The Exchange Act rules relating to disclosure controls and procedures (and the related certification provisions) do not otherwise apply to other information posted on a company website. Of course, because companies are responsible for, and could have liability as a result of, information posted on their websites, all companies should have controls and procedures designed to ensure the accuracy and completeness of information posted on their websites.
D. Format of Information
The release explains that information posted on a company website need not satisfy a printer-friendly standard, unless the SEC’s rules explicitly require it. 4
1 The new guidance is contained in Commission Guidance on the Use of Company Web Sites, Release No. 34-58288 (Aug. 1, 2008).

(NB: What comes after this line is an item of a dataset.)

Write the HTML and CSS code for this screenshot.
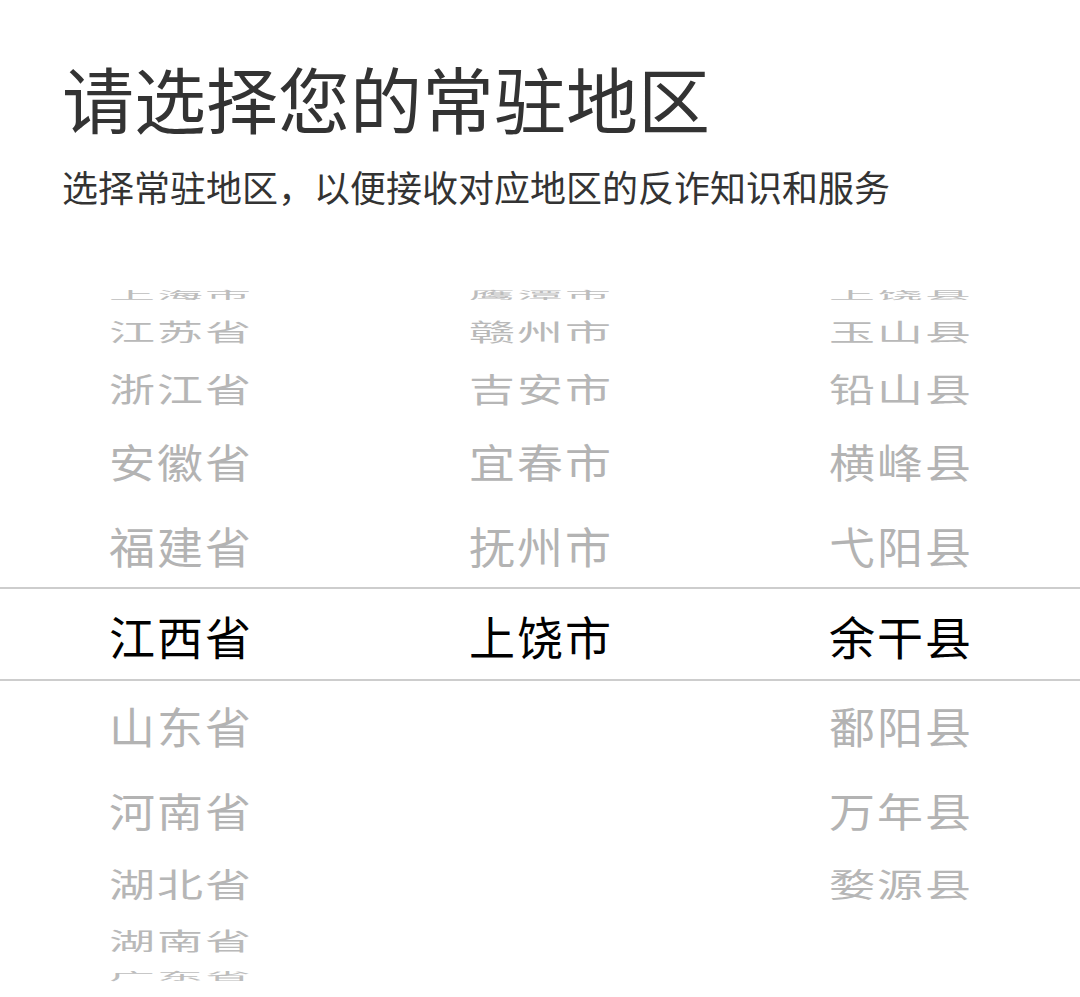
FILE: index.html
```html
<!DOCTYPE html>
<html lang="zh-CN">
<head>
  <meta charset="UTF-8" />
  <meta name="viewport" content="width=device-width, initial-scale=1.0"/>
  <title>选择常驻地区</title>
  <link rel="stylesheet" href="styles.css">
</head>
<body>
  <header class="intro">
    <h1>请选择您的常驻地区</h1>
    <p>选择常驻地区，以便接收对应地区的反诈知识和服务</p>
  </header>

  <!-- Region picker -->
  <div class="picker">
    <div class="band"></div>

    <ul class="wheel">
      <li class="o-5"><span>上海市</span></li>
      <li class="o-4"><span>江苏省</span></li>
      <li class="o-3"><span>浙江省</span></li>
      <li class="o-2"><span>安徽省</span></li>
      <li class="o-1"><span>福建省</span></li>
      <li class="o0"><span>江西省</span></li>
      <li class="o1"><span>山东省</span></li>
      <li class="o2"><span>河南省</span></li>
      <li class="o3"><span>湖北省</span></li>
      <li class="o4"><span>湖南省</span></li>
      <li class="o5"><span>广东省</span></li>
    </ul>

    <ul class="wheel">
      <li class="o-5"><span>鹰潭市</span></li>
      <li class="o-4"><span>赣州市</span></li>
      <li class="o-3"><span>吉安市</span></li>
      <li class="o-2"><span>宜春市</span></li>
      <li class="o-1"><span>抚州市</span></li>
      <li class="o0"><span>上饶市</span></li>
    </ul>

    <ul class="wheel">
      <li class="o-5"><span>上饶县</span></li>
      <li class="o-4"><span>玉山县</span></li>
      <li class="o-3"><span>铅山县</span></li>
      <li class="o-2"><span>横峰县</span></li>
      <li class="o-1"><span>弋阳县</span></li>
      <li class="o0"><span>余干县</span></li>
      <li class="o1"><span>鄱阳县</span></li>
      <li class="o2"><span>万年县</span></li>
      <li class="o3"><span>婺源县</span></li>
    </ul>
  </div>
</body>
</html>
```

FILE: styles.css
```css
* {
  margin: 0;
  padding: 0;
  box-sizing: border-box;
}

body {
  font-family: "Noto Sans CJK SC", "Noto Sans", sans-serif;
  background: #fff;
  color: #333;
  width: 1080px;
  height: 997px;
  overflow: hidden;
}

.intro {
  padding: 54px 0 0 62px;
}

.intro h1 {
  font-size: 72px;
  font-weight: 400;
  line-height: 86px;
  color: #333;
}

.intro p {
  font-size: 36px;
  line-height: 50px;
  margin-top: 21px;
  color: #333;
}

.picker {
  position: relative;
  margin-top: 72px;
  display: grid;
  grid-template-columns: repeat(3, 1fr);
  height: 703px;
}

/* selection lines */
.band {
  position: absolute;
  left: 0;
  right: 0;
  top: 304px;
  height: 94px;
  border-top: 2px solid #cdcdcd;
  border-bottom: 2px solid #cdcdcd;
}

.wheel {
  list-style: none;
  display: flex;
  flex-direction: column;
  align-items: center;
}

.wheel li {
  display: flex;
  align-items: center;
  justify-content: center;
  overflow: hidden;
  width: 100%;
  color: #b3b3b3;
}

.wheel span {
  font-size: 46px;
  line-height: 1;
  letter-spacing: 2px;
  display: block;
  margin-right: -2px;
}

.wheel .o0 { height: 92px; color: #000; }
.wheel .o-1, .wheel .o1 { height: 88px; }
.wheel .o-2, .wheel .o2 { height: 81px; }
.wheel .o-3, .wheel .o3 { height: 65px; }
.wheel .o-4, .wheel .o4 { height: 49px; }
.wheel .o-5, .wheel .o5 { height: 23px; }

.wheel .o-1 span, .wheel .o1 span { transform: scaleY(0.95); }
.wheel .o-2 span, .wheel .o2 span { transform: scaleY(0.86); }
.wheel .o-3 span, .wheel .o3 span { transform: scaleY(0.72); color: #b6b6b6; }
.wheel .o-4 span, .wheel .o4 span { transform: scaleY(0.52); color: #b9b9b9; }
.wheel .o-5 span, .wheel .o5 span { transform: scaleY(0.22); color: #bdbdbd; }
```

2 Rule 101(e) of Regulation FD requires that once a selective disclosure has been made, a company must file or furnish a Form 8-K or use an alternative method of disclosure that is reasonably designed to provide broad, non-exclusionary distribution of the information to the public—simultaneously in the case of an intentional disclosure, or promptly in the case of a non-intentional disclosure.
3 For example, a company may provide its audit, nominating or compensation committee charters on its website as an alternative to providing them in its proxy or information statement; may disclose a material amendment to its code of ethics, or a material waiver of a provision of its code of ethics, by posting the information on its website rather than by filing a Form 8-K; and may provide information regarding board member attendance at the annual shareholder meeting on its website rather than in its proxy statement.
4 For example, the SEC’s notice and access model requires that posted proxy materials be presented in a format “convenient for both reading online and printing on paper.”